*STATED TASK*:
Search the listing below for the word "React" and copy each line that holds it.

*ENTRIES SUPPLIED*:
══════════════════════════════
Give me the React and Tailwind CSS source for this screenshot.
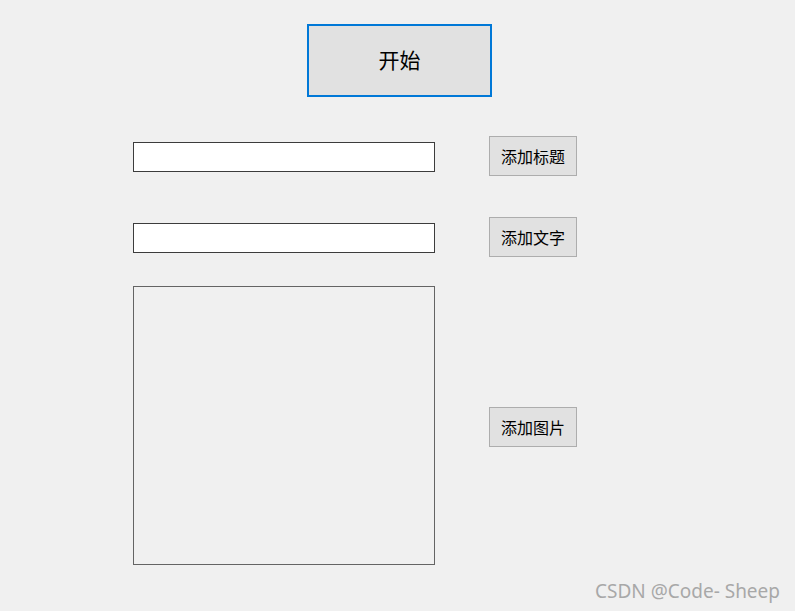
══════════════════════════════
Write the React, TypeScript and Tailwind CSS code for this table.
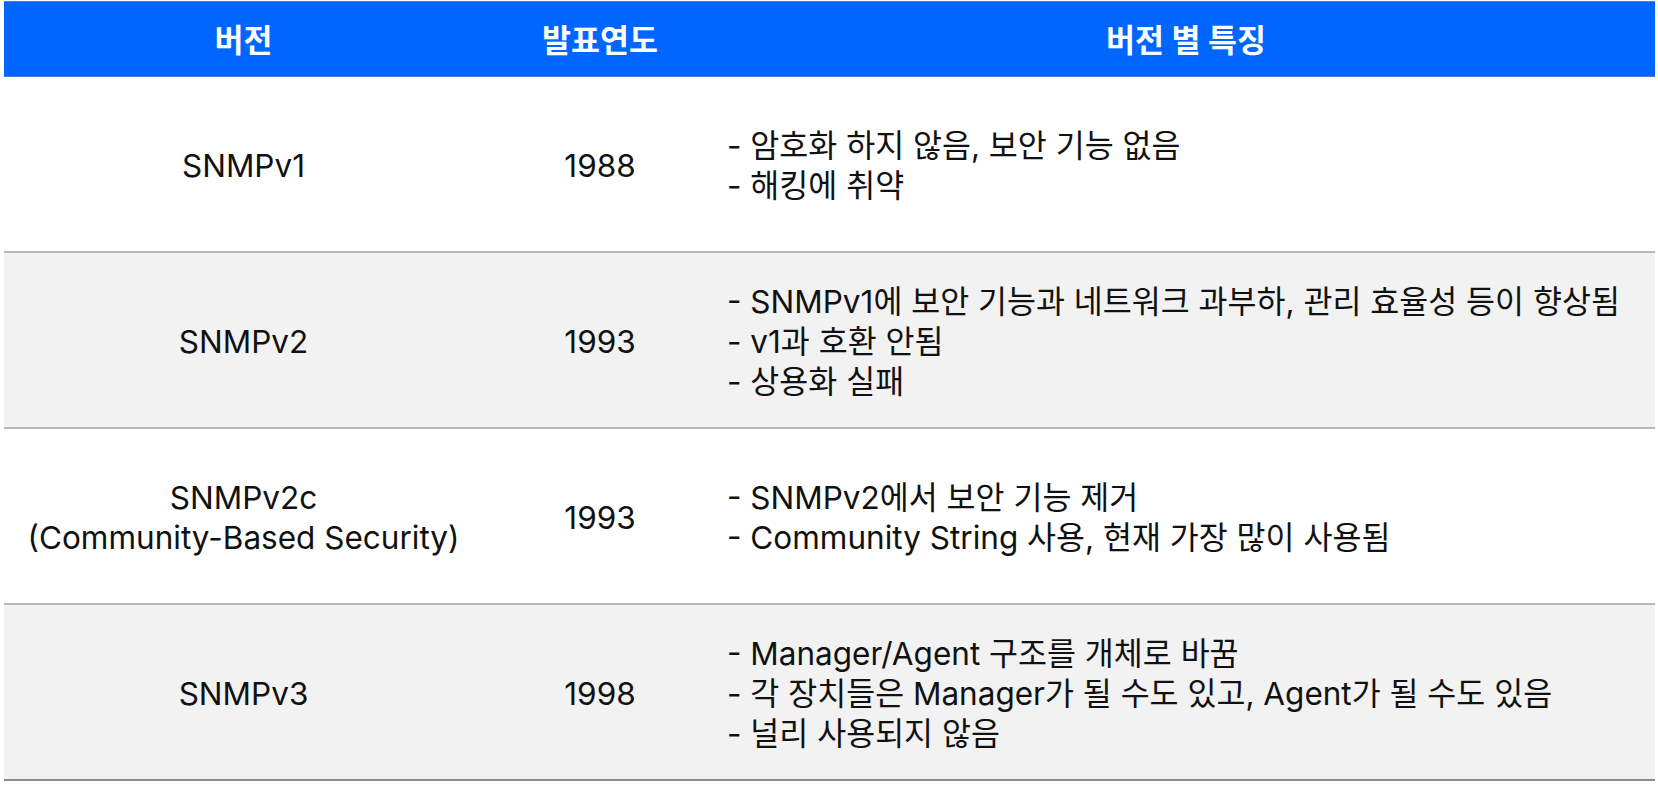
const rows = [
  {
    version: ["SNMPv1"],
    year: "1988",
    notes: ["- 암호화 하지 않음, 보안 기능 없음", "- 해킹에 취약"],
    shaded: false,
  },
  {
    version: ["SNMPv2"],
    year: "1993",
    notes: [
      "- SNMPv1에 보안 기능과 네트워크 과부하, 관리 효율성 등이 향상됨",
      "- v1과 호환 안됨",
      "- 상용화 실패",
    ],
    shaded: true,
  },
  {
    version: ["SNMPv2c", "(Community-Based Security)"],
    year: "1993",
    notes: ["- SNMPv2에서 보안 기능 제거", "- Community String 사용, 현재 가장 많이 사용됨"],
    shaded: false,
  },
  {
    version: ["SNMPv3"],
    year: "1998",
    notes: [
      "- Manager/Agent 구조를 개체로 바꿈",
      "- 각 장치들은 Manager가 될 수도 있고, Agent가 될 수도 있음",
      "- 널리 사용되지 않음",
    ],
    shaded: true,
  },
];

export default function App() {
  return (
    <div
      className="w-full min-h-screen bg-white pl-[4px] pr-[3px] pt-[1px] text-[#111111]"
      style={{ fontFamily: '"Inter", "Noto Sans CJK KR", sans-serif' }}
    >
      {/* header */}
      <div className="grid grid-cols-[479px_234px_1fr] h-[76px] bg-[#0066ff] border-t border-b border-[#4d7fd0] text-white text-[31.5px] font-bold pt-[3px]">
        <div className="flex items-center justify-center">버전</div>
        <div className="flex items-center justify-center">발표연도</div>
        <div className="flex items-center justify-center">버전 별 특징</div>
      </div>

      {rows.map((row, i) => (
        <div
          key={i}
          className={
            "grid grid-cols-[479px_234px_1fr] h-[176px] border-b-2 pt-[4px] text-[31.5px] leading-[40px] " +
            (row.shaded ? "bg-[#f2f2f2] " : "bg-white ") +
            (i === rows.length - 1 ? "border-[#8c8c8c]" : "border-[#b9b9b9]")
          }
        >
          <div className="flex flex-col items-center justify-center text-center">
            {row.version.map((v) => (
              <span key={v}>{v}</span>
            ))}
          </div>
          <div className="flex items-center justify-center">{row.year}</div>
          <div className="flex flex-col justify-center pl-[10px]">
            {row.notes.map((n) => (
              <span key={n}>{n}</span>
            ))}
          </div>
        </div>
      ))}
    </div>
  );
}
══════════════════════════════
*RESPONSE TO THE EXERCISE*:
Give me the React and Tailwind CSS source for this screenshot.
Write the React, TypeScript and Tailwind CSS code for this table.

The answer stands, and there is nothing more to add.